На сцене группа поддержки закидывает за голову ноги и размахивает красными шарами. Потом туда выходит первое лицо региональной власти с приветственной речью. Не столько от речи, сколько от его передвижений по сцене с раскачиванием бедер сквозило неприкрытой педерастией. Не хуже были уборщик льда и катающийся по площадке, себя показывающий судья в полосатой поддевке и штанах в обтяжку. Все, что было задумано, из столицы заплыло к нам.

Сам матч был не менее примечательным, все спортсмены были дорого снаряженные, а что это хоккей – можно было угадать лишь по клюшкам и конькам.
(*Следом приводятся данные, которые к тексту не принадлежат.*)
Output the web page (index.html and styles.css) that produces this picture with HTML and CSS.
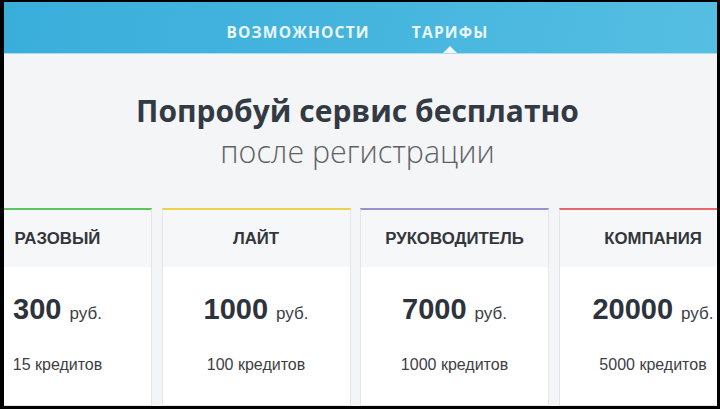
FILE: index.html
```html
<!DOCTYPE html>
<html lang="ru">
<head>
<meta charset="utf-8">
<link rel="stylesheet" href="styles.css">
</head>
<body>
<div class="frame">
  <header class="topbar">
    <nav class="nav">
      <a class="nav-item">ВОЗМОЖНОСТИ</a>
      <a class="nav-item active">ТАРИФЫ</a>
    </nav>
  </header>
  <main class="content">
    <section class="hero">
      <h1 class="title">Попробуй сервис бесплатно</h1>
      <p class="subtitle">после регистрации</p>
    </section>
    <section class="plans">
      <div class="plan green">
        <div class="plan-head">РАЗОВЫЙ</div>
        <div class="plan-body">
          <div class="price"><span class="num">300</span><span class="cur">руб.</span></div>
          <div class="credits">15 кредитов</div>
        </div>
      </div>
      <div class="plan yellow">
        <div class="plan-head">ЛАЙТ</div>
        <div class="plan-body">
          <div class="price"><span class="num">1000</span><span class="cur">руб.</span></div>
          <div class="credits">100 кредитов</div>
        </div>
      </div>
      <div class="plan purple">
        <div class="plan-head">РУКОВОДИТЕЛЬ</div>
        <div class="plan-body">
          <div class="price"><span class="num">7000</span><span class="cur">руб.</span></div>
          <div class="credits">1000 кредитов</div>
        </div>
      </div>
      <div class="plan red">
        <div class="plan-head">КОМПАНИЯ</div>
        <div class="plan-body">
          <div class="price"><span class="num">20000</span><span class="cur">руб.</span></div>
          <div class="credits">5000 кредитов</div>
        </div>
      </div>
    </section>
  </main>
</div>
</body>
</html>
```

FILE: styles.css
```css
html, body {
  margin: 0;
  padding: 0;
  background: #000;
  height: 409px;
  overflow: hidden;
}
body {
  padding: 2px 3px 3px 4px;
  box-sizing: border-box;
}
.frame {
  width: 713px;
  height: 404px;
  overflow: hidden;
  background: #f4f5f7;
  display: flex;
  flex-direction: column;
}
.topbar {
  height: 52px;
  flex: none;
  background: linear-gradient(100deg, #3aaedb 0%, #45b5de 50%, #56bee2 100%);
  border-bottom: 1px solid #a8dcee;
  box-sizing: border-box;
  position: relative;
}
.nav {
  display: flex;
  justify-content: center;
  gap: 42px;
  padding-top: 20px;
  padding-right: 6px;
}
.nav-item {
  font-family: "Open Sans", sans-serif;
  font-weight: 700;
  font-size: 15.5px;
  letter-spacing: 1.2px;
  color: #eaf7fc;
  line-height: 20px;
  position: relative;
}
.nav-item.active::after {
  content: "";
  position: absolute;
  left: 50%;
  margin-left: -7px;
  top: 24px;
  width: 0;
  height: 0;
  border-left: 7px solid transparent;
  border-right: 7px solid transparent;
  border-bottom: 7px solid #f4f5f7;
}
.content {
  flex: 1;
  display: flex;
  flex-direction: column;
}
.hero {
  text-align: center;
  padding-top: 38px;
  padding-right: 6px;
}
.title {
  margin: 0;
  font-family: "Open Sans", sans-serif;
  font-weight: 700;
  font-size: 30px;
  line-height: 38px;
  color: #333a44;
}
.subtitle {
  margin: 3px 0 0;
  font-family: "Open Sans", sans-serif;
  font-weight: 300;
  font-size: 30.4px;
  line-height: 38px;
  color: #5e6166;
}
.plans {
  display: flex;
  gap: 9.5px;
  margin-left: -41px;
  margin-top: 37px;
  flex: 1;
}
.plan {
  width: 189px;
  flex: none;
  background: #fff;
  border: 1px solid #e3e5e9;
  border-top: 2px solid;
  box-sizing: border-box;
  display: flex;
  flex-direction: column;
  font-family: "Liberation Sans", Arial, sans-serif;
}
.plan.green { border-top-color: #5fc35f; }
.plan.yellow { border-top-color: #ecd04a; }
.plan.purple { border-top-color: #9a90cc; }
.plan.red { border-top-color: #e8686a; }
.plan-head {
  height: 57px;
  background: #f6f7f9;
  display: flex;
  align-items: center;
  justify-content: center;
  font-weight: 700;
  font-size: 16.8px;
  color: #33363b;
}
.plan-body {
  flex: 1;
  display: flex;
  flex-direction: column;
  align-items: center;
  padding-top: 25px;
}
.price {
  display: flex;
  align-items: baseline;
  gap: 8px;
  color: #2e333b;
}
.num {
  font-weight: 700;
  font-size: 29px;
  line-height: 34px;
}
.cur {
  font-size: 17px;
  color: #3a3e44;
}
.credits {
  margin-top: 30px;
  font-size: 16px;
  color: #3d4046;
}
```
На такие матчи билетов никогда не было, и меня пристроили на техническое место между скамейкой запасных и скамейкой оштрафованных. По площадке катались под ужасный грохот барабанов, и было впечатление, что меньше всего игра эта была нужна самим играющим. Они показно мазали по воротам, а когда в одну сторону назначили буллит, а сторона была та, в которой я сидел, то ни запасные, ни оштрафованные даже не повернули туда головы. Все было наносное и театральное.